ACHT Regeln für eine ACHTsame Medienerziehung
1. Achtsame Eltern begleiten ihr Kind
Ganz gleich, ob Eltern engere oder weitere Grenzen in der Erziehung setzen: Kinder kennen ihre Eltern und können damit umgehen. Es gibt KEIN richtiges oder falsches Maß, solange Eltern sich dem was sie tun bewusst sind. Nur eine absolute Verweigerung der Eltern oder eine komplette Selbstüberlassung dem Kind gegenüber, sind nicht zu empfehlen. Um Kindern den richtigen Umgang zu zeigen und ihnen die Wichtigkeit eines sinnvollen und maßvollen Umgangs näher zu bringen, müssen Sie Ihr Kind aktiv begleiten – ganz gleich wie intensiv das Maß der Nutzung ist: Gemeinsam das Smartphone/ Tablet einrichten; Apps für den Anfang gemeinsam heraussuchen, installieren und ausprobieren; sich immer wieder dazusetzen, wenn Ihr Kind spielt; mitspielen und über die Inhalte der Spiele, die Möglichkeiten von InAppKäufen reden; Gutes und Schlechtes thematisieren. Wird die Nutzung eigenständiger, fragen Sie immer wieder nach was Ihr Kind macht, welche Apps es besonders liebt, was daran das Besondere ist. In der Kommunikation über Messengerdienste wie WhatsApp oder Telegram, stehen Sie vor der Herausforderung, einerseits die Persönlichkeitsrechte des Kindes zu achten und andererseits die Verantwortung für Ihr Kind wahrzunehmen. Statt jede Nachricht lesen zu wollen, fragen Sie Ihr Kind doch mal danach, ob es schon mal Nachrichten von Fremden bekommen hat und wie es damit umgegangen ist bzw. umgehen würde; oder ob es schon Beleidigungen gab; wie es mit Kettenbriefen umgeht und ob es in den Gruppen zufrieden mit der Art der Nachrichten ist. Zeigen Sie Interesse. Hinterfragen Sie die Gefühlswelt Ihres Kindes. Sehen Sie die Dinge, die falsch laufen als Chance, mit dem Kind über einen richtigen Weg zu sprechen.
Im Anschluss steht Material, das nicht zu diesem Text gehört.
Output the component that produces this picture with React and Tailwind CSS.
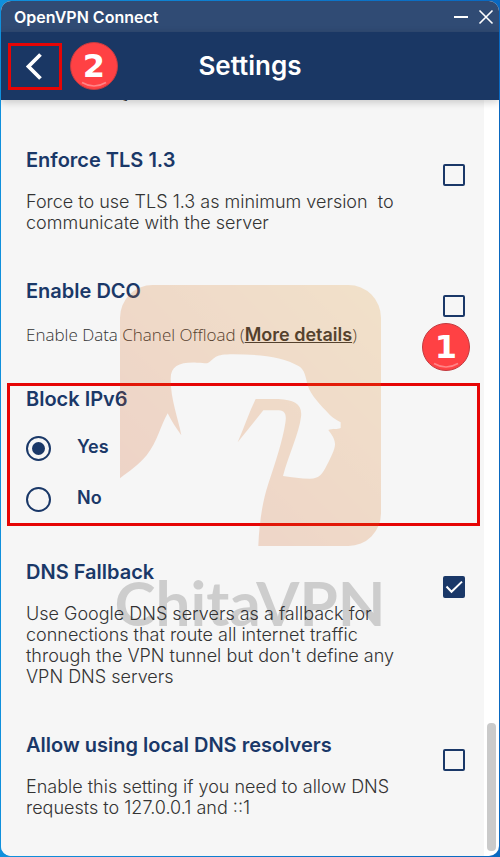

2. Achtsame Eltern setzen die Grenzen
Begleiten heißt auch Führen. Deshalb entscheiden Eltern über die Tage, an denen Ferngesehen, Konsole oder Tablet gespielt werden kann. Auch über das Zeitlimit an den Tagen entscheiden Eltern. Sie stellen klare Regeln auf, auf die sich das Kind verlassen kann. Natürlich wird ihr Kind gelegentlich mehr Zeit wollen. Je zuverlässiger Sie am Anfang die Einhaltung der ausgemachten Zeiten einfordern, um so leichter ist es für Ihr Kind, sich darauf einzulassen und diese Regeln anzunehmen. Aber es gibt Ausnahmen: Niemand schaltet zwei Minuten vor Ende einer TV-Serie ab, weil die halbe Stunde vorbei ist. Für Kinder ist es oft auch wichtig, die anschließende Vorschau auf den nächsten Tag oder den Abschlusstrailer von KIKA oder toggoTV zu sehen. Damit beendet das Kind seine Medienzeit auch innerlich. Und wenn Ihr Kind bei der Pferdepflege, beim Flugzeugwaschen, bei Minecraft oder Fortnite kurz vor der Fertigstellung bzw. dem „Epischen Sieg“ steht, bleiben Sie entspannt. Ihr Kind wird keinen Schaden davontragen, wenn es 3 Minuten länger am Tablet beschäftigt ist. Hat sich Ihr Kind an die Zeiten gewöhnt und hält diese ein, dann nutzen Sie Situationen, in denen das Kind noch etwas mehr Zeit benötigt doch einfach dazu, um sich zu Ihrem Kind zu setzen, um zu erleben, was das Spiel so reizvoll für Ihr Kind macht. Anstatt zu schimpfen, dass es wieder länger als vereinbart am Tablet war, teilen Sie Ihrem Kind lieber mit, wie toll Sie es finden, was es schon alles kann und bieten an, die Zeit zu lockern und z.B. die ausgemachten 30 Minuten an das Geschehen im Spiel anzupassen. Diesen Weg müssen sie dann gemeinsam gehen. Es bedarf dann wieder einer stärkeren Absprache und einer guten Begleitung durch Sie.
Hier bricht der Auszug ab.